Les politiques figurent une cible majeure dans la fiction de Houellebecq. Comme le roman se passe en 2022, on retrouve ceux qu’on connait déjà puisque politique c’est une profession. On a bien sûr un Hollande en fin de course, méprisé par tous et qui n’a dû son second mandat qu’à un « 21 avril » inversé, conformément à la seule stratégie qui pouvait réussir pour qu’il soit réélu. Deux fois président par défaut ! Un record ! Son « fidèle » premier ministre, Valls est aussi présent et porte les couleurs du PS à l’occasion de la présidentielle qu’il espère gagner en renouvelant le coup de Jarnac de son prédécesseur. On retrouve Copé à la tête d’une UMP qui n’est plus que l’ombre d’elle-même, ainsi que l’éternel Bayrou, qualifié de stupide et autres qualificatifs mérités, qui parviendra enfin à accomplir ce qu’il croit être un destin national, en devenant un premier ministre de paille, faute de pouvoir accéder à la magistrature suprême. Evidemment Marine Le Pen est présente en tant que challenger du futur nouveau président. Mélenchon sera évoqué aussi en tant que point de résistance au nouveau régime.
Et évidemment il y a le petit nouveau, Mohammed Ben Abbes, un modèle d’intégration réussie (Polytechnique, ENA) mais pas gagné à la laïcité. On pourrait dire « intégré mais pas assimilé ». Ceux qui ont du mal à faire la nuance trouveront peut-être ici une illustration de ce qu’elle est. Nous avons là un homme habile avec de grandes ambitions. Il sera un moteur de l’islamisation de l’Europe, grâce à un habile basculement démographique (et donc culturel) qui s’opérera en intégrant dans l’UE les pays du Maghreb, puis l’Egypte, la Syrie, etc. Il reconstituera une forme d’empire romain par la négociation. Mais un empire islamique. Méthode soft, mais efficace.
Mais revenons à nos politiques, ceux qui existent, les nôtres… à l’origine de ce basculement de la société. Je n’emploie pas le mot de catastrophe voulant rester fidèle à l’auteur qui ne juge pas.

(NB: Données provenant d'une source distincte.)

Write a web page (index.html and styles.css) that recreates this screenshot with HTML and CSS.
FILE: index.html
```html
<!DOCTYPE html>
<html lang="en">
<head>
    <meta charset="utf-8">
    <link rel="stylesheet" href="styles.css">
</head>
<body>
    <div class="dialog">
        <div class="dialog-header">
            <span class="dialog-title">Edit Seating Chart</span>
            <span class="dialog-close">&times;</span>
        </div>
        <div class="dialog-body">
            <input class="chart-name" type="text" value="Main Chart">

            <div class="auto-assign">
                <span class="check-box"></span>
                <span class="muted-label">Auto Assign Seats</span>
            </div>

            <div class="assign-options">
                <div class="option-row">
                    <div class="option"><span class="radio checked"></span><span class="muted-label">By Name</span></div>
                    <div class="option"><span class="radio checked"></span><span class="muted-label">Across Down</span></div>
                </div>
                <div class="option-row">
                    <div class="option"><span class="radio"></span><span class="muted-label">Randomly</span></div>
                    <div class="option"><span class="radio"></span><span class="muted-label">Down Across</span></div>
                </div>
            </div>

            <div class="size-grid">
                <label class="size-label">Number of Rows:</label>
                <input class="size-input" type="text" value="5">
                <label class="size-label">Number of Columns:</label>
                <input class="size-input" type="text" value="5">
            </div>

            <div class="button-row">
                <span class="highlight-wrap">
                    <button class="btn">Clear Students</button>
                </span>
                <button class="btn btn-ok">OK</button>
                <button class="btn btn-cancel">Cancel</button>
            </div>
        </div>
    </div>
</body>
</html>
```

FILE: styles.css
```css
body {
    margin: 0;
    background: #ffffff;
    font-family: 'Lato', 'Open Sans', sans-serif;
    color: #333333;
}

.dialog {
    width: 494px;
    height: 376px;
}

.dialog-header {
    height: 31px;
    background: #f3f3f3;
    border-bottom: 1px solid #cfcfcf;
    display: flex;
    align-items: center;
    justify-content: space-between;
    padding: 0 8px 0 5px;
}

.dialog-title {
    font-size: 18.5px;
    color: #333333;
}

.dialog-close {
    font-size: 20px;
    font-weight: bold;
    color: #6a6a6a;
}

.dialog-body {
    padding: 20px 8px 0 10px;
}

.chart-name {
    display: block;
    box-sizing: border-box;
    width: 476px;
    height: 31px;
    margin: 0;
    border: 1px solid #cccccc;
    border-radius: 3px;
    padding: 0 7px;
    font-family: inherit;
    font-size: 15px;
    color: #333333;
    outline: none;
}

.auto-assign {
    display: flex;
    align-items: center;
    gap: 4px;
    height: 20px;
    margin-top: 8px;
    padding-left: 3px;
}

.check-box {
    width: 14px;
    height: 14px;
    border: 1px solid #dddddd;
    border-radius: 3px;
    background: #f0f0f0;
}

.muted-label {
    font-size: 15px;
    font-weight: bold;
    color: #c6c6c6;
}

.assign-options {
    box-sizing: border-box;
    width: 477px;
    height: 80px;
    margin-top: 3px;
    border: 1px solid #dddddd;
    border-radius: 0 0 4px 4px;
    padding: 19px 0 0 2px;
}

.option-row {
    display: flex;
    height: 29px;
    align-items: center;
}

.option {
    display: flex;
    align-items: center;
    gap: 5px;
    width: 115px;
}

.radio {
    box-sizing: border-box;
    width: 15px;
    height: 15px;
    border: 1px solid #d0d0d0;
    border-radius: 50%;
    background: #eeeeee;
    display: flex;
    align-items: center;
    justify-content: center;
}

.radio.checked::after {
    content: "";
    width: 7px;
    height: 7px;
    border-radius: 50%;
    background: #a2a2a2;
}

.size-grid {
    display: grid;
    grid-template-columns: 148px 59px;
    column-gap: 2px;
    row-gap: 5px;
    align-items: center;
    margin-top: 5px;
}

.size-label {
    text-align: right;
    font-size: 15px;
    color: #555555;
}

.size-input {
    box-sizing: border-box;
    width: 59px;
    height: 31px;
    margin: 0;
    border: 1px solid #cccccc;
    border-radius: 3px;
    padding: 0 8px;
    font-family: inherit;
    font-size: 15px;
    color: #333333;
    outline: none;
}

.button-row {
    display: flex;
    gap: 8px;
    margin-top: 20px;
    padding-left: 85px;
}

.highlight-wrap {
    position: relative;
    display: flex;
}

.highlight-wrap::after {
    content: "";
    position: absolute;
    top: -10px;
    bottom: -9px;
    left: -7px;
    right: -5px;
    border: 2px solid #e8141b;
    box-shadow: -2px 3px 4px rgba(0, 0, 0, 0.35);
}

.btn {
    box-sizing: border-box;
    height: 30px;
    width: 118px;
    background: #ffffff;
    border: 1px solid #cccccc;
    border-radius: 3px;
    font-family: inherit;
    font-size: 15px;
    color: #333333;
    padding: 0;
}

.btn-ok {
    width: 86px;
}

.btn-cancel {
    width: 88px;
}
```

La victoire de Ben Abbes est la concrétisation de l’échec des partis dits de gouvernement. Leur grande faute est d’avoir tenté d’imposer cette idée qu’il n’y avait pas d’alternative autre que le choix entre le social-libéralisme et le libéralisme social. Ils n’ont pas compris que l’élection allait se gagner sur les valeurs. Or il y a les montantes et les déclinantes. Celles d’un islam se présentant modéré et celles d’un occident en perte de sens. On notera par ailleurs un certain nombre de valeurs partagées par les deux mouvances, la conception de la famille par exemple, et qui permettront à quelques identitaires de changer de camp et d’être en pointe dans le nouveau régime. L’universitaire qui amène le narrateur à sa conversion, et qui est destiné à occuper de hautes fonctions (ministre des affaires étrangères), est issu de la mouvance identitaire.
Nos politiques, ceux que nous connaissons, quant à eux montrent quelle est leur motivation la plus profonde : aller à la soupe. N’ayant aucune place à attendre dans un gouvernement dont Marine Le Pen serait à la tête, ils réfèrent se rallier, en quête de maroquins, à Ben Abbes lui assurant donc une victoire qui pourtant n’était pas assurée. Pour cela, bien sûr, ils avaleront toutes les couleuvres nécessaires, jetant aux orties les convictions que jusqu’alors ils affichaient. Et mieux, le gouvernement sortant laissera perturber un second tour électoral pour le reporter, le temps de se donner les moyens de garantir les chances de succès de Ben Abbes et en même temps de s’assurer de futures places. Les fonctionnaires de la DGSI qui les auront avertis des perturbations prévisibles seront révoqués avant d’avoir pu approfondir leurs investigations et empêcher ce sabotage.
Voilà un beau tableau surprenant de réalisme.

Cette lecture que j’ai faite de « Soumission » peut-être bien sûr contestée. Ceux qui verront là seulement une œuvre islamophobe, un torchon islamophobe pardon, auront peut-être des arguments à opposer à cette perception. Ou pas. Mais qu’ils ne soient pas d’accord, même en panne d’arguments, ne m‘étonnera guère, car ce livre est un miroir que leur tend Houellebecq et je comprends qu’ils s’y trouvent moches.